Pinceladas y reflexiones sobre la vida cotidiana a orillas del Mediterráneo

sábado, 13 de noviembre de 2021

¿A dónde fue a parar la brecha generacional? ¡Al tacho de basura!

Casualmente, la semana en que Benett viajó con todos sus amiguitos a la Conferencia de la ONU en Glasgow sobre el cambio climático yo viajé un par de veces en transporte público.

Obviamente, ya había viajado otras veces pero se ve que el hecho de que la crisis climática protagonizaba los titulares en aquellos días (¿o tal vez fue la influencia de mi nuevo amiguito, el Sr. Mindfulness?) me llevó a darme cuenta de algo que no había percibido antes.

Casi todos los adolescentes y veinteañeros que recibían del conductor un boleto de papel se inclinaban ipso facto hacia el tacho de basura que está en la entrada al ómnibus y, para mi sorpresa, tiraban el boleto que acababan de recibir…

Si un turista extranjero hubiera presenciado tal escena seguramente habría supuesto que existe alguna ordenanza que obliga a despojarse de inmediato del pedacito de papel en cuestión.

Pero mi sensación como testigo presencial, a un metro del lugar de los hechos y añares de la edad de sus protagonistas, era que seguramente estos jóvenes saben algo que yo me niego a aceptar: que el boleto de papel es innecesario.

De más está decir que nunca en la vida se me ocurrió tirar un boleto antes de finalizar un viaje, fiel cumplidora de la orden explícita que aparece en el boleto impreso: “conservar para control”.

 En realidad, estos jóvenes tienen razón.

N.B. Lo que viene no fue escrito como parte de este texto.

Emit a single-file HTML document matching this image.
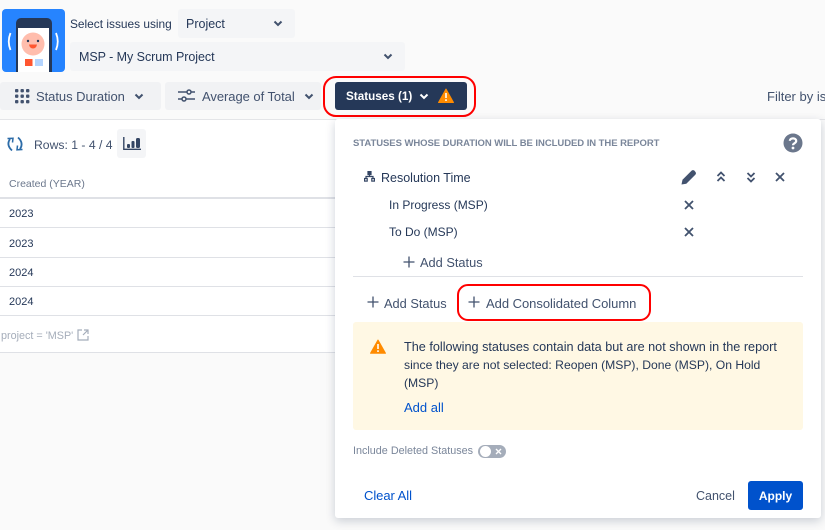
<!DOCTYPE html>
<html><head><meta charset="utf-8">
<style>
html,body{margin:0;padding:0;width:825px;height:530px;overflow:hidden;background:#fafafa;}
body{position:relative;font-family:"Liberation Sans",sans-serif;font-size:12.5px;color:#253858;}
.t{position:absolute;white-space:nowrap;line-height:16px;}
.b{position:absolute;background:#f4f5f7;border-radius:3px;}
svg{position:absolute;overflow:visible;}
.l{position:absolute;height:1px;background:#dfe1e6;}
</style></head><body>
<div style="position:absolute;left:0;top:120px;width:335px;height:232px;background:#fff"></div>
<div class="l" style="left:0;top:119px;width:825px;background:#e4e5e8"></div>

<svg style="left:2px;top:9px" width="63" height="63" viewBox="0 0 63 63">
<path d="M4 0H59a4 4 0 0 1 4 4V59a4 4 0 0 1-4 4H4a4 4 0 0 1-4-4V4a4 4 0 0 1 4-4z" fill="#2684ff"/>
<path d="M14 63V14a5 5 0 0 1 5-5H45a5 5 0 0 1 5 5V63z" fill="#253858"/>
<rect x="16" y="19" width="31" height="44" fill="#fff"/>
<circle cx="31" cy="35" r="11.500" fill="#ffbdad"/>
<path d="M27 35.500h8q-.8 4-4 4t-4-4z" fill="#ff5630"/>
<circle cx="26" cy="32" r="1.200" fill="#253858"/><circle cx="36" cy="32" r="1.200" fill="#253858"/>
<rect x="23" y="50" width="7.500" height="7" fill="#ff5630"/><rect x="33" y="50" width="8" height="7" fill="#b3d4ff"/>
<path d="M8.500 24q-3.500 8.500 0 17M54 24q3.500 8.500 0 17" stroke="#fff" stroke-width="1.800" fill="none"/>
</svg>

<div class="t" style="left:70px;top:16px;font-size:11.900px">Select issues using</div>
<div class="b" style="left:178px;top:9px;width:117px;height:29px"></div>
<div class="t" style="left:186px;top:16px;font-size:12.5px">Project</div>
<svg style="left:273px;top:20px" width="10" height="7"><path d="M1.500 1.500 5 5 8.500 1.500" stroke="#42526e" stroke-width="2" fill="none"/></svg>
<div class="b" style="left:70px;top:42px;width:335px;height:29px"></div>
<div class="t" style="left:79px;top:49px;letter-spacing:-.05px">MSP - My Scrum Project</div>
<svg style="left:383px;top:53px" width="10" height="7"><path d="M1.500 1.500 5 5 8.500 1.500" stroke="#42526e" stroke-width="2" fill="none"/></svg>

<div class="b" style="left:0;top:82px;width:161px;height:28px;background:#f1f2f4"></div>
<svg style="left:14px;top:88px" width="16" height="16" fill="#42526e">
<rect x="1" y="1" width="3.400" height="3.400" rx="1"/><rect x="6.500" y="1" width="3.400" height="3.400" rx="1"/><rect x="12" y="1" width="3.400" height="3.400" rx="1"/>
<rect x="1" y="6.500" width="3.400" height="3.400" rx="1"/><rect x="6.500" y="6.500" width="3.400" height="3.400" rx="1"/><rect x="12" y="6.500" width="3.400" height="3.400" rx="1"/>
<rect x="1" y="12" width="3.400" height="3.400" rx="1"/><rect x="6.500" y="12" width="3.400" height="3.400" rx="1"/><rect x="12" y="12" width="3.400" height="3.400" rx="1"/></svg>
<div class="t" style="left:36px;top:89px;color:#42526e;font-size:13px;letter-spacing:-.05px">Status Duration</div>
<svg style="left:134px;top:93px" width="10" height="7"><path d="M1.500 1.500 5 5 8.500 1.500" stroke="#42526e" stroke-width="2" fill="none"/></svg>

<div class="b" style="left:165px;top:82px;width:156px;height:28px;background:#f1f2f4"></div>
<svg style="left:178px;top:88px" width="18" height="16" fill="none" stroke="#42526e" stroke-width="1.500">
<path d="M0 4H9M13 4H17M0 11H4M8 11H17"/><circle cx="11" cy="4" r="2"/><circle cx="6" cy="11" r="2"/></svg>
<div class="t" style="left:202px;top:89px;color:#42526e;font-size:13px;letter-spacing:-.05px">Average of Total</div>
<svg style="left:304px;top:93px" width="10" height="7"><path d="M1.500 1.500 5 5 8.500 1.500" stroke="#42526e" stroke-width="2" fill="none"/></svg>

<div style="position:absolute;left:323px;top:76px;width:149px;height:37px;border:2px solid #f00;border-radius:13px"></div>
<div style="position:absolute;left:335px;top:82px;width:132px;height:28px;background:#253858;border-radius:3px"></div>
<div class="t" style="left:346px;top:89px;color:#fff;font-weight:bold;font-size:11.700px">Statuses (1)</div>
<svg style="left:419px;top:93px" width="10" height="7"><path d="M1.500 1.500 5 5 8.500 1.500" stroke="#fff" stroke-width="2" fill="none"/></svg>
<svg style="left:438px;top:88px" width="16" height="15"><path d="M8 1 15.500 14.500H.5z" fill="#ff8b00" stroke="#ff8b00" stroke-linejoin="round"/><path d="M8 5V10M8 11.300V13" stroke="#fff" stroke-width="1.600"/></svg>
<div class="t" style="left:767px;top:89px;color:#42526e;font-size:13px">Filter by is</div>

<svg style="left:7px;top:136px" width="16" height="16" fill="none" stroke="#2d6ca8" stroke-width="1.800"><path d="M5 14.500Q-1 9 3 3"/><path d="M11 1.500Q17 7 13 13"/><path d="M.5 2.500 6 2.300 5.500 6.500" stroke-width="1.500"/><path d="M15.500 13.500 10 13.800 10.500 9.500" stroke-width="1.500"/></svg>
<div class="t" style="left:34px;top:137px;color:#42526e;font-size:12.2px">Rows: 1 - 4 / 4</div>
<div class="b" style="left:117px;top:129px;width:29px;height:29px"></div>
<svg style="left:123px;top:137px" width="18" height="14"><path d="M.8 0V12.300H18" stroke="#344563" stroke-width="1.400" fill="none"/><rect x="4" y="7" width="3" height="4" rx="1" fill="#344563"/><rect x="8.500" y="4" width="3" height="7" rx="1" fill="#344563"/><rect x="13" y="1" width="4" height="10" rx="1.500" fill="#344563"/></svg>

<div class="t" style="left:9px;top:176px;font-size:10.500px;color:#6b778c">Created (YEAR)</div>
<div class="l" style="left:0;top:197px;width:335px;height:2px"></div>
<div class="t" style="left:9px;top:206px;font-size:11px">2023</div>
<div class="l" style="left:0;top:227px;width:335px"></div>
<div class="t" style="left:9px;top:236px;font-size:11px">2023</div>
<div class="l" style="left:0;top:257px;width:335px"></div>
<div class="t" style="left:9px;top:265px;font-size:11px">2024</div>
<div class="l" style="left:0;top:286px;width:335px"></div>
<div class="t" style="left:9px;top:294px;font-size:11px">2024</div>
<div class="l" style="left:0;top:315px;width:335px"></div>
<div class="t" style="left:1px;top:328px;font-size:10.800px;color:#a5adba">project = 'MSP'</div>
<svg style="left:77px;top:329px" width="12" height="12" fill="none" stroke="#a5adba" stroke-width="1.200"><path d="M5 1H1V11H11V7M7 1H11V5M11 1 6 6"/></svg>
<div class="l" style="left:0;top:352px;width:335px"></div>

<div style="position:absolute;left:335px;top:119px;width:486px;height:399px;background:#fff;border-radius:3px;box-shadow:0 3px 10px rgba(9,30,66,.2)"></div>
<div class="t" style="left:353px;top:136px;font-size:9.500px;font-weight:bold;color:#7a869a;letter-spacing:-.05px">STATUSES WHOSE DURATION WILL BE INCLUDED IN THE REPORT</div>
<svg style="left:783px;top:133px" width="20" height="20"><circle cx="10" cy="10" r="9.500" fill="#6b778c"/><path d="M6.800 7.800C7 4.500 13.200 4.500 13.200 8 13.200 10.300 10 10 10 12.300" stroke="#fff" stroke-width="2.200" fill="none"/><circle cx="10" cy="15" r="1.400" fill="#fff"/></svg>

<svg style="left:364px;top:171px" width="11" height="11" fill="none" stroke="#344563" stroke-width="1.200"><rect x="4" y=".6" width="3" height="3" fill="#344563"/><rect x=".6" y="7.500" width="2.600" height="2.600"/><rect x="7.800" y="7.500" width="2.600" height="2.600"/><path d="M5.500 3.500V5.500M2 7.500V5.500H9V7.500"/></svg>
<div class="t" style="left:381px;top:170px">Resolution Time</div>
<svg style="left:681px;top:169px" width="16" height="16"><path d="M.500 15.500 1.500 10.800 10.500 1.800Q12 .5 13.500 1.800L14.500 3Q15.500 4.500 14.300 5.800L5.300 14.700z" fill="#42526e"/></svg>
<svg style="left:716px;top:171px" width="10" height="12" fill="none" stroke="#42526e" stroke-width="1.800"><path d="M1.500 5 5 1.500 8.500 5M1.500 10 5 6.500 8.500 10"/></svg>
<svg style="left:746px;top:171px" width="10" height="12" fill="none" stroke="#42526e" stroke-width="1.800"><path d="M1.500 2 5 5.500 8.500 2M1.500 7 5 10.500 8.500 7"/></svg>
<svg style="left:775px;top:172px" width="10" height="10" stroke="#42526e" stroke-width="1.800"><path d="M1 1 9 9M9 1 1 9"/></svg>

<div class="t" style="left:389px;top:197px;font-size:12px">In Progress (MSP)</div>
<svg style="left:684px;top:200px" width="10" height="10" stroke="#42526e" stroke-width="1.800"><path d="M1 1 9 9M9 1 1 9"/></svg>
<div class="t" style="left:389px;top:224px;font-size:12px">To Do (MSP)</div>
<svg style="left:684px;top:227px" width="10" height="10" stroke="#42526e" stroke-width="1.800"><path d="M1 1 9 9M9 1 1 9"/></svg>
<svg style="left:403px;top:256px" width="12" height="12" stroke="#42526e" stroke-width="1.300"><path d="M6 .5V11.500M.5 6H11.500"/></svg>
<div class="t" style="left:420px;top:255px;color:#42526e;font-size:12.8px">Add Status</div>
<div class="l" style="left:353px;top:276px;width:450px"></div>

<svg style="left:367px;top:296px" width="12" height="12" stroke="#42526e" stroke-width="1.300"><path d="M6 .5V11.500M.5 6H11.500"/></svg>
<div class="t" style="left:384px;top:296px;color:#42526e;font-size:12.8px">Add Status</div>
<div style="position:absolute;left:457px;top:284px;width:190px;height:33px;border:2px solid #f00;border-radius:11px"></div>
<svg style="left:468px;top:296px" width="12" height="12" stroke="#42526e" stroke-width="1.300"><path d="M6 .5V11.500M.5 6H11.500"/></svg>
<div class="t" style="left:486px;top:296px;color:#42526e;font-size:13px;letter-spacing:-.03px">Add Consolidated Column</div>

<div style="position:absolute;left:353px;top:322px;width:450px;height:108px;background:#fff8e4;border-radius:3px"></div>
<svg style="left:370px;top:339px" width="16" height="15"><path d="M8 1 15.500 14.200H.5z" fill="#ff8b00" stroke="#ff8b00" stroke-linejoin="round"/><path d="M8 5V10M8 11.300V13" stroke="#fff" stroke-width="1.600"/></svg>
<div class="t" style="left:404px;top:339px;font-size:12.66px">The following statuses contain data but are not shown in the report</div>
<div class="t" style="left:404px;top:357px;font-size:12.15px">since they are not selected: Reopen (MSP), Done (MSP), On Hold</div>
<div class="t" style="left:404px;top:375px;font-size:12.15px">(MSP)</div>
<div class="t" style="left:404px;top:400px;color:#0052cc;font-size:13px">Add all</div>

<div class="t" style="left:353px;top:443px;font-size:10.800px;color:#7a869a">Include Deleted Statuses</div>
<div style="position:absolute;left:478px;top:445px;width:28px;height:13px;background:#a5adba;border-radius:7px"></div>
<div style="position:absolute;left:480px;top:446px;width:11px;height:11px;background:#fff;border-radius:50%"></div>
<svg style="left:495px;top:448px" width="7" height="7" stroke="#fff" stroke-width="1.400"><path d="M1 1 6 6M6 1 1 6"/></svg>

<div class="t" style="left:364px;top:488px;color:#0052cc;font-size:13px;letter-spacing:-.05px">Clear All</div>
<div class="t" style="left:696px;top:488px;color:#42526e;font-size:12.5px">Cancel</div>
<div style="position:absolute;left:748px;top:481px;width:55px;height:29px;background:#0052cc;border-radius:3px"></div>
<div class="t" style="left:748px;width:55px;text-align:center;top:488px;color:#fff;font-weight:bold;font-size:12px">Apply</div>
</body></html>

En estos tiempos digitales el control se puede realizar mediante la tarjeta Rav-Kav (múltiples líneas) –equivalente a la SUBE argentina–, que todo pasajero en el transporte público debe poseer. Pero no se ilusionen. Mientras siga recibiendo un boleto de papel con la orden: “conservar para control”, continuaré pasando por alto el tacho de basura.

Se sabe que las costumbres no salvarán al planeta pero no hay recurso más eficaz que ellas para conservar la paz interior.

martes, 9 de noviembre de 2021

Girasol de mi alma



El girasol es, para mi gusto, una de las flores más lindas pero no fue su belleza lo que llevó al girasol que ilustra este post a convertirse en su protagonista, sino lo que él representa para mí: el triunfo de la apertura por sobre la rigidez.

Antes de cometer la “osadía” de plantar un par de semillas de girasol en una maceta de mi querido balcón estaba apegada a dos principios que consideraba certeros e incuestionables:

        1. El girasol es una planta difícil de cultivar.

        2. Yo no sirvo para hacer crecer plantas. Siempre se me mueren antes de florecer o un segundo después.

     Felizmente, desde hace un tiempo –paralelamente a mi descubrimiento del mindfulness (atención plena)– adopté una actitud distinta, más flexible, que me lleva a apagar, con mucha más frecuencia que antes, el disparador automático para detenerme a observar, cuestionar, entender qué está pasando e identificar dentro de mí modelos de reacciones casi anquilosados.

La pequeña grieta que se abrió en el caparazón de mi autonocimiento sabelotodo me propuso un desafío, impensable para mí en otros tiempos: animarme a probar algo nuevo.

El resultado, les sonríe a la vista.

Obviamente, esto no quiere decir que estoy convencida que de aquí en más saldré airosa de todo lo que me proponga y que mi vida se llenará de todo tipo de “girasoles”.

Pero quiero creer que esta experiencia, aparentemente insignificante, haya afianzado en mí, aunque sea mínimamente, mi debilitado ímpetu para objetar verdades tan erróneas como legendarias.